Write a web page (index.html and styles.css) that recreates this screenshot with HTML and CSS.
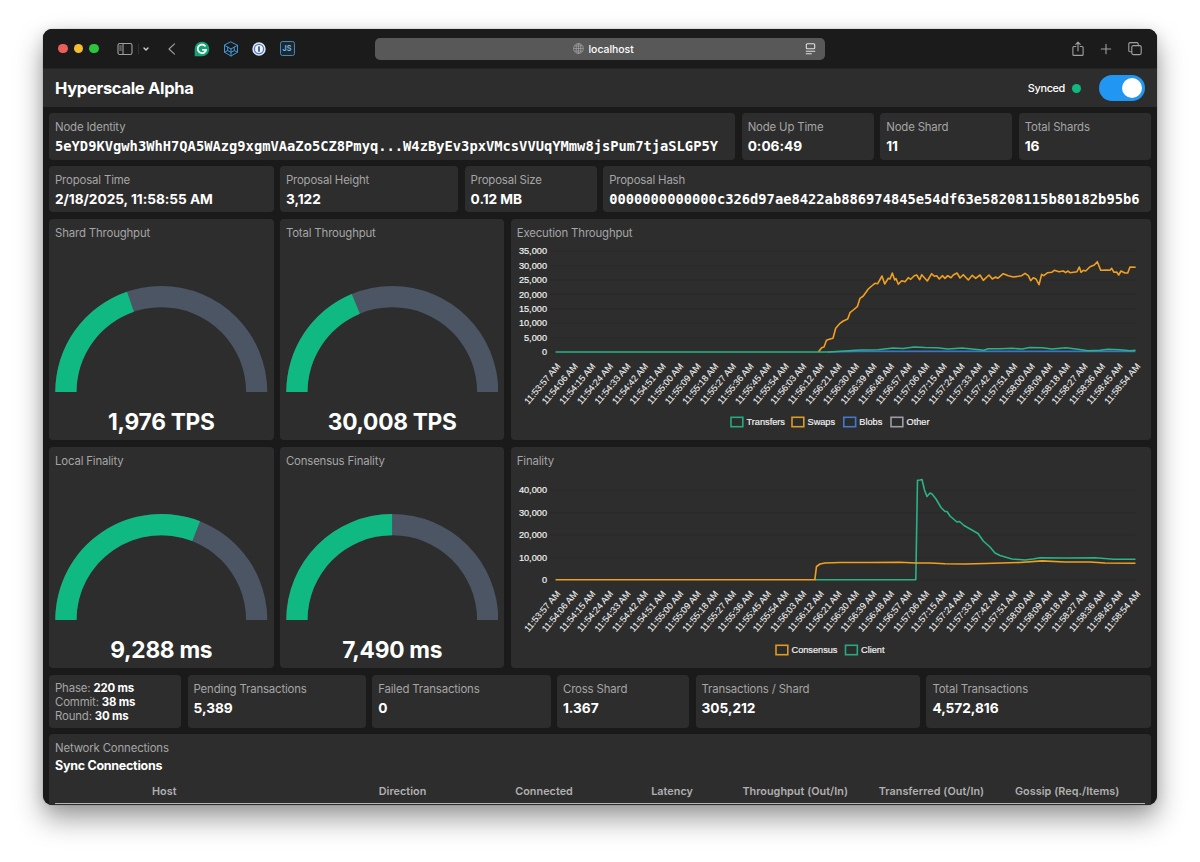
FILE: index.html
```html
<!DOCTYPE html>
<html lang="en">
  <head>
    <meta charset="UTF-8" />
    <meta name="viewport" content="width=device-width, initial-scale=1.0" />
    <title>Hyperscale Alpha</title>
    <link rel="stylesheet" href="styles.css">
  </head>
  <body>
    <div class="window">
      <div class="toolbar">
        <div class="lights">
          <span class="light red"></span>
          <span class="light yellow"></span>
          <span class="light green"></span>
        </div>
        <svg class="icon sidebar" width="34" height="16" viewBox="0 0 34 16">
          <rect x="1" y="2.5" width="14" height="11" rx="1.8" />
          <path d="M6 2.5v11M2.7 5h1.6M2.7 7h1.6M2.7 9h1.6" />
          <path class="dim" d="M21.5 3v10" />
          <path class="bright" d="M27 7l2 2L31 7" />
        </svg>
        <svg class="icon back" width="10" height="14" viewBox="0 0 10 14">
          <path d="M7.5 1.800L2 7l5.500 5.200" />
        </svg>
        <svg class="icon ext" width="16" height="16" viewBox="0 0 16 16">
          <path class="grammarly" d="M8 .7a7.300 7.300 0 1 1 0 14.600H.7V8A7.300 7.300 0 0 1 8 .7z" />
          <path class="grammarly-g" d="M11 4.800A4.300 4.300 0 1 0 12.200 8.800H8.800" />
        </svg>
        <svg class="icon ext cube" width="16" height="16" viewBox="0 0 16 16">
          <path d="M8 1l6.500 3.300v6.900L8 15l-6.500-3.800V4.300zM1.500 4.300L8 8l6.500-3.700M8 8v7M4.700 6.100V9.600L1.500 11.200M4.700 9.600L8 11.400M11.300 6.100v3.500l3.200 1.600M11.300 9.600L8 11.400" />
        </svg>
        <svg class="icon ext" width="16" height="16" viewBox="0 0 16 16">
          <circle cx="8" cy="8" r="6.700" fill="#dfe6f5" stroke="none" />
          <circle cx="8" cy="8" r="4.600" fill="#eef2fa" stroke="#4f7cc6" stroke-width="1.300" />
          <rect x="7.100" y="5.200" width="1.800" height="5.600" rx=".6" fill="#3c5a94" stroke="none" />
        </svg>
        <span class="js">JS</span>
        <div class="address">
          <svg class="globe" width="11" height="11" viewBox="0 0 11 11">
            <circle cx="5.500" cy="5.500" r="4.900" />
            <ellipse cx="5.500" cy="5.500" rx="2.300" ry="4.900" />
            <path d="M.6 5.500h9.800M5.500.6v9.800M1.400 3h8.200M1.400 8h8.200" />
          </svg>
          <span>localhost</span>
          <svg class="reader" width="11" height="12" viewBox="0 0 11 12">
            <rect x="1.300" y=".8" width="8.400" height="5" rx="1" />
            <path d="M.8 8.300h9.400M.8 10.800h6" />
          </svg>
        </div>
        <svg class="icon share" width="14" height="16" viewBox="0 0 14 16">
          <path d="M4.800 5.500H2.900A1 1 0 0 0 1.900 6.500v6.900a1 1 0 0 0 1 1h8.200a1 1 0 0 0 1-1V6.500a1 1 0 0 0-1-1H9.200M7 10V1.400M4.800 3.400L7 1.200l2.200 2.200" />
        </svg>
        <svg class="icon plus" width="12" height="12" viewBox="0 0 12 12">
          <path d="M6 1.300v9.400M1.300 6h9.400" />
        </svg>
        <svg class="icon tabs" width="16" height="16" viewBox="0 0 16 16">
          <rect x="4.800" y="4.600" width="9.400" height="9" rx="1.500" />
          <path d="M4.600 10.800H3.200a1.400 1.400 0 0 1-1.400-1.400V3A1.400 1.400 0 0 1 3.200 1.600h6.600A1.400 1.400 0 0 1 11.200 3v1.600" />
        </svg>
      </div>

      <header class="header">
        <h1>Hyperscale Alpha</h1>
        <span class="synced">Synced</span>
        <span class="dot"></span>
        <span class="switch"></span>
      </header>

      <main class="grid">
        <div class="card w15">
          <div class="label">Node Identity</div>
          <div class="value mono">5eYD9KVgwh3WhH7QA5WAzg9xgmVAaZo5CZ8Pmyq...W4zByEv3pxVMcsVVUqYMmw8jsPum7tjaSLGP5Y</div>
        </div>
        <div class="card w3"><div class="label">Node Up Time</div><div class="value">0:06:49</div></div>
        <div class="card w3"><div class="label">Node Shard</div><div class="value">11</div></div>
        <div class="card w3"><div class="label">Total Shards</div><div class="value">16</div></div>

        <div class="card w5"><div class="label">Proposal Time</div><div class="value">2/18/2025, 11:58:55 AM</div></div>
        <div class="card w4"><div class="label">Proposal Height</div><div class="value">3,122</div></div>
        <div class="card w3"><div class="label">Proposal Size</div><div class="value">0.12 MB</div></div>
        <div class="card w12">
          <div class="label">Proposal Hash</div>
          <div class="value mono">0000000000000c326d97ae8422ab886974845e54df63e58208115b80182b95b6</div>
        </div>

        <div class="card w5 gauge" data-value="1976" data-max="5000">
          <div class="label">Shard Throughput</div>
          <div class="reading">1,976 TPS</div>
        </div>
        <div class="card w5 gauge" data-value="30008" data-max="80000">
          <div class="label">Total Throughput</div>
          <div class="reading">30,008 TPS</div>
        </div>
        <div class="card w14">
          <div class="label">Execution Throughput</div>
          <svg class="chart" id="execution" width="640" height="198" viewBox="511 241 640 198">
            <polyline class="blobs" points="828,352 858,351.400 1135.500,351.400" />
            <polyline class="swaps" points="818.300,352 821.700,347.700 824,347 826.500,340.300 830,339 833,338.300 835.700,328.300 840,323.300 843.300,321 847.700,319 850,312.700 853.300,310 857.300,306.700 860,298.300 863.300,296 868.300,289 871.700,286 875,283.300 877.700,283.700 882,276 884.700,284 888.300,278.300 890,279 892.300,273 894.700,280 896,278.500 898.300,284.300 901.700,280.700 905,281.700 908.300,277.700 910.700,279.300 914.300,275.700 916.700,275 919.700,279.700 921.700,274.700 927.300,281 931.700,273.700 934.300,276.300 936.700,275.700 939.300,279 942.300,275.700 945,278.300 947.700,275.700 951,277.700 953.300,275 957,273 960,278 963.300,274.700 968.300,280 972.300,275.300 975.700,278.300 980,275 983.300,280.300 989,275 992.300,279 995.700,277 997.700,278.300 1003.300,273.700 1008.300,275.700 1013.300,277 1018.300,276.300 1021.700,275.700 1025,273.300 1028.300,275.700 1030.700,280.700 1033.300,277.700 1036,279 1039,284.700 1041.700,274.300 1043.700,275.700 1047.700,272.700 1051.700,272.300 1054.300,270.300 1059,271.700 1063.300,271 1065.700,272.700 1067.700,271 1070,272.700 1077,271.700 1079.300,267 1081,272.300 1083.300,270.300 1085.700,271 1090,266.700 1094.300,265 1097.300,261.700 1100.700,270.300 1106.700,270 1110,270.300 1111.700,268.300 1114,272.300 1116.700,272 1118.700,275 1121,271 1125,273 1127.700,273 1130,267 1135.700,267.300" />
            <polyline class="green-line" points="555.500,352 828,352 845,351 860,350 878,349.700 893,348 903,348.500 914,347 925,347.500 937,347.700 948,349 962,348 972,349 984,350.300 988,348.700 1000,348.700 1012,348.300 1022,349 1030,347.500 1042,347.700 1052,349 1066,347.700 1078,349.300 1088,350.700 1100,350.300 1108,349.300 1120,349.700 1130,350.800 1135.500,350.200" />
          </svg>
        </div>

        <div class="card w5 gauge" data-value="9288" data-max="15000">
          <div class="label">Local Finality</div>
          <div class="reading">9,288 ms</div>
        </div>
        <div class="card w5 gauge" data-value="7490" data-max="15000">
          <div class="label">Consensus Finality</div>
          <div class="reading">7,490 ms</div>
        </div>
        <div class="card w14">
          <div class="label">Finality</div>
          <svg class="chart" id="finality" width="640" height="198" viewBox="511 469 640 198">
            <polyline class="green-line" points="815,579.800 915.800,579.800 917.500,480.300 920,480 922,479.500 924.500,490 927,496.500 928.700,494.500 930,493 932,494 936,499 941,507.500 945,511.500 947,511.500 950,516 954,519.500 957,522 959.500,521.500 964,525.500 971,529.500 978,533.500 983.300,541 990,547 995,553 1000,555.500 1005,557 1012,559 1025,560 1033,559 1040,557.700 1065,558 1095,557.700 1114,559.300 1135.500,559.300" />
            <polyline class="swaps" points="555.500,579.800 814.800,579.800 816.500,566.500 820,564 825,563 840,562.500 870,562.500 900,562.300 915,563 930,563 945,563.700 965,564 985,563.500 1020,562.500 1042,560.900 1065,562 1090,562 1105,563 1135.500,563.200" />
          </svg>
        </div>

        <div class="card w3 timings">
          <div>Phase: <b>220 ms</b></div>
          <div>Commit: <b>38 ms</b></div>
          <div>Round: <b>30 ms</b></div>
        </div>
        <div class="card w4"><div class="label">Pending Transactions</div><div class="value">5,389</div></div>
        <div class="card w4"><div class="label">Failed Transactions</div><div class="value">0</div></div>
        <div class="card w3"><div class="label">Cross Shard</div><div class="value">1.367</div></div>
        <div class="card w5"><div class="label">Transactions / Shard</div><div class="value">305,212</div></div>
        <div class="card w5"><div class="label">Total Transactions</div><div class="value">4,572,816</div></div>

        <div class="card w24 network">
          <div class="label">Network Connections</div>
          <h2>Sync Connections</h2>
          <div class="thead">
            <span>Host</span>
            <span>Direction</span>
            <span>Connected</span>
            <span>Latency</span>
            <span>Throughput (Out/In)</span>
            <span>Transferred (Out/In)</span>
            <span>Gossip (Req./Items)</span>
          </div>
        </div>
      </main>
    </div>
    <script src="charts.js"></script>
  </body>
</html>
```

FILE: styles.css
```css
* {
  box-sizing: border-box;
}
body {
  margin: 0;
  height: 862px;
  padding: 29px 43px 0;
  overflow: hidden;
  background: #fff;
  color: #fff;
  font-family: Inter, "Liberation Sans", sans-serif;
}
.window {
  width: 1114px;
  height: 776px;
  overflow: hidden;
  border-radius: 9px;
  background: #1a1a1a;
  box-shadow: 0 0 1px rgba(0, 0, 0, 0.5), 0 14px 28px rgba(0, 0, 0, 0.38),
    0 2px 14px rgba(0, 0, 0, 0.1);
}

/* browser toolbar */
.toolbar {
  display: flex;
  align-items: center;
  height: 40px;
  padding: 0 14px 0 15px;
  background: #1b1b1b;
  border-bottom: 1px solid #252525;
}
.lights {
  display: flex;
  gap: 6px;
  margin-right: 18px;
}
.light {
  width: 9.5px;
  height: 9.5px;
  border-radius: 50%;
}
.red {
  background: #ec5f58;
}
.yellow {
  background: #f5bd30;
}
.green {
  background: #2ac440;
}
.icon {
  flex: none;
  fill: none;
  stroke: #a0a0a0;
  stroke-width: 1.1;
  stroke-linecap: round;
  stroke-linejoin: round;
}
.icon .dim {
  stroke: #303030;
}
.icon .bright {
  stroke: #d0d0d0;
  stroke-width: 1.4;
}
.back {
  margin: 0 17px 0 16.5px;
}
.ext {
  margin-right: 12.5px;
}
.icon .grammarly {
  fill: #16a374;
  stroke: none;
}
.icon .grammarly-g {
  stroke: #fff;
  stroke-width: 1.7;
}
.cube {
  stroke: #4596d6;
  stroke-width: 1;
}
.js {
  flex: none;
  width: 15px;
  height: 15px;
  border: 1px solid #4a87b0;
  border-radius: 2.5px;
  background: #1b2731;
  color: #6fb5e2;
  font-size: 7.2px;
  font-weight: 700;
  line-height: 14px;
  text-align: center;
}
.address {
  display: flex;
  align-items: center;
  width: 450px;
  height: 22px;
  margin-left: 80px;
  padding: 0 9px 0 198px;
  border-radius: 5px;
  background: #585858;
  font-size: 10.4px;
  font-weight: 500;
}
.address span {
  margin: 1px auto 0 5px;
}
.globe,
.reader {
  fill: none;
  stroke: #a5a5a5;
  stroke-width: 0.7;
}
.reader {
  stroke: #e0e0e0;
  stroke-width: 1.1;
}
.share {
  margin: 0 15px 0 auto;
}
.tabs {
  margin-left: 15px;
}

/* app header */
.header {
  display: flex;
  align-items: center;
  height: 38.4px;
  padding: 0 12px;
  background: #2d2d2d;
}
h1 {
  margin: 0 auto 0 0;
  font-size: 16.5px;
  font-weight: 700;
  letter-spacing: -0.3px;
}
.synced {
  font-size: 10.9px;
  font-weight: 500;
  letter-spacing: -0.35px;
}
.dot {
  width: 9px;
  height: 9px;
  margin: 0 18.5px 0 6.5px;
  border-radius: 50%;
  background: #10b981;
}
.switch {
  width: 46px;
  height: 26px;
  padding: 3px;
  border-radius: 13px;
  background: #2196f3;
}
.switch::after {
  content: "";
  display: block;
  width: 20px;
  height: 20px;
  margin-left: auto;
  border-radius: 50%;
  background: #fff;
}

/* dashboard */
.grid {
  display: grid;
  grid-template-columns: repeat(24, minmax(0, 1fr));
  grid-template-rows: 46.4px 46.4px 221.6px 221.6px 53px 80px;
  gap: 6.3px;
  padding: 6px;
}
.card {
  min-width: 0;
  padding: 6px;
  overflow: hidden;
  border-radius: 4px;
  background: #2d2d2d;
}
.w3 { grid-column: span 3; }
.w4 { grid-column: span 4; }
.w5 { grid-column: span 5; }
.w12 { grid-column: span 12; }
.w14 { grid-column: span 14; }
.w15 { grid-column: span 15; }
.w24 { grid-column: span 24; }
.label {
  height: 16px;
  color: #a5a5a5;
  font-size: 11.4px;
  letter-spacing: -0.16px;
  line-height: 16.4px;
  white-space: nowrap;
}
.value {
  margin-top: 1px;
  font-size: 13.7px;
  font-weight: 700;
  letter-spacing: -0.04px;
  line-height: 20px;
  white-space: nowrap;
}
.mono {
  font-family: "DejaVu Sans Mono", monospace;
  font-size: 13.78px;
  letter-spacing: 0;
}
.arc {
  display: block;
  margin: 45px 0 0;
}
.track {
  fill: #4b5563;
}
.fill {
  fill: #10b981;
}
.reading {
  margin-top: 15px;
  font-size: 22.7px;
  font-weight: 700;
  letter-spacing: -0.28px;
  line-height: 30px;
  text-align: center;
}
.chart {
  display: block;
  margin-left: -6px;
  font-family: "Liberation Sans", Arial, sans-serif;
  font-size: 9.2px;
  fill: #f2f2f2;
}
.chart text {
  stroke: #f2f2f2;
  stroke-width: 0.18px;
}
.chart .time {
  font-size: 9.1px;
  stroke-width: 0.08px;
}
.chart polyline {
  fill: none;
  stroke-width: 1.6;
  stroke-linejoin: round;
}
.chart .rule {
  stroke: #292929;
  stroke-width: 1;
}
.chart .green-line {
  stroke: #28b487;
}
.chart .swaps {
  stroke: #f0a020;
}
.chart .blobs {
  stroke: #3b73c8;
}
.chart .key {
  fill: #292c2b;
  stroke-width: 1.6;
}
.timings {
  color: #a5a5a5;
  font-size: 11.4px;
  letter-spacing: -0.16px;
  line-height: 14px;
}
.timings b {
  color: #fff;
}
h2 {
  margin: 1.5px 0 0;
  font-size: 12.5px;
  font-weight: 700;
  letter-spacing: -0.27px;
  line-height: 18px;
}
.thead {
  display: grid;
  grid-template-columns: 226.7px 136.5px 136px 91.2px 136.3px 136.3px auto;
  height: 22px;
  margin-top: 7px;
  padding-left: 97px;
  border-bottom: 1.5px solid #b5b5b5;
  color: #b0b0b0;
  font-size: 10.8px;
  font-weight: 600;
  letter-spacing: 0.05px;
  line-height: 19px;
  white-space: nowrap;
}
```

FILE: charts.js
```js
const NS = "http://www.w3.org/2000/svg";

function add(parent, tag, attrs, text) {
  const el = document.createElementNS(NS, tag);
  for (const k in attrs) el.setAttribute(k, attrs[k]);
  if (text) el.textContent = text;
  parent.appendChild(el);
  return el;
}

// half ring from the left end to the given share of the arc
function ring(share) {
  const R = 106;
  const r = 84.8;
  const a = Math.PI * (1 - share);
  const p = (d) => `${R + d * Math.cos(a)} ${R - d * Math.sin(a)}`;
  return `M0 ${R}A${R} ${R} 0 0 1 ${p(R)}L${p(r)}A${r} ${r} 0 0 0 ${R - r} ${R}Z`;
}

document.querySelectorAll(".gauge").forEach((card) => {
  const svg = document.createElementNS(NS, "svg");
  svg.setAttribute("class", "arc");
  svg.setAttribute("width", "100%");
  svg.setAttribute("height", 106.5);
  svg.setAttribute("viewBox", "0 0 212 106.5");
  add(svg, "path", { class: "track", d: ring(1) });
  add(svg, "path", { class: "fill", d: ring(card.dataset.value / card.dataset.max) });
  card.insertBefore(svg, card.querySelector(".reading"));
});

function axes(id, zero, step, labels, tickY) {
  const svg = document.getElementById(id);
  const first = svg.firstChild;
  labels.forEach((label, i) => {
    const y = zero - i * step;
    const line = add(svg, "line", { class: "rule", x1: 550, x2: 1135.5, y1: y, y2: y });
    svg.insertBefore(line, first);
    add(svg, "text", { x: 547, y: y + 3.2, "text-anchor": "end" }, label);
  });
  for (let i = 0; i < 34; i++) {
    const s = 57 + i * 9;
    const min = String(53 + Math.floor(s / 60)).padStart(2, "0");
    const sec = String(s % 60).padStart(2, "0");
    const x = 555.5 + i * 17.576;
    add(
      svg,
      "text",
      { class: "time", transform: `translate(${x + 3} ${tickY}) rotate(-50)`, y: 3, "text-anchor": "end" },
      `11:${min}:${sec} AM`
    );
  }
}

function legend(id, y, items) {
  const svg = document.getElementById(id);
  items.forEach(([x, color, name]) => {
    add(svg, "rect", { class: "key", x, y: y - 4.7, width: 11.8, height: 9.4, stroke: color });
    add(svg, "text", { x: x + 15.5, y: y + 3.2 }, name);
  });
}

axes("execution", 352, 14.4, ["0", "5,000", "10,000", "15,000", "20,000", "25,000", "30,000", "35,000"], 364.5);
axes("finality", 580, 22.45, ["0", "10,000", "20,000", "30,000", "40,000"], 592);
legend("execution", 422, [
  [731, "#28a880", "Transfers"],
  [792, "#e09a22", "Swaps"],
  [843.8, "#4478cc", "Blobs"],
  [891, "#a09ca6", "Other"],
]);
legend("finality", 650, [
  [776, "#e09a22", "Consensus"],
  [845.5, "#28a880", "Client"],
]);
```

**Directions:**
Count the lines in which the string "index" appears, then report only that figure.

**Result:**
2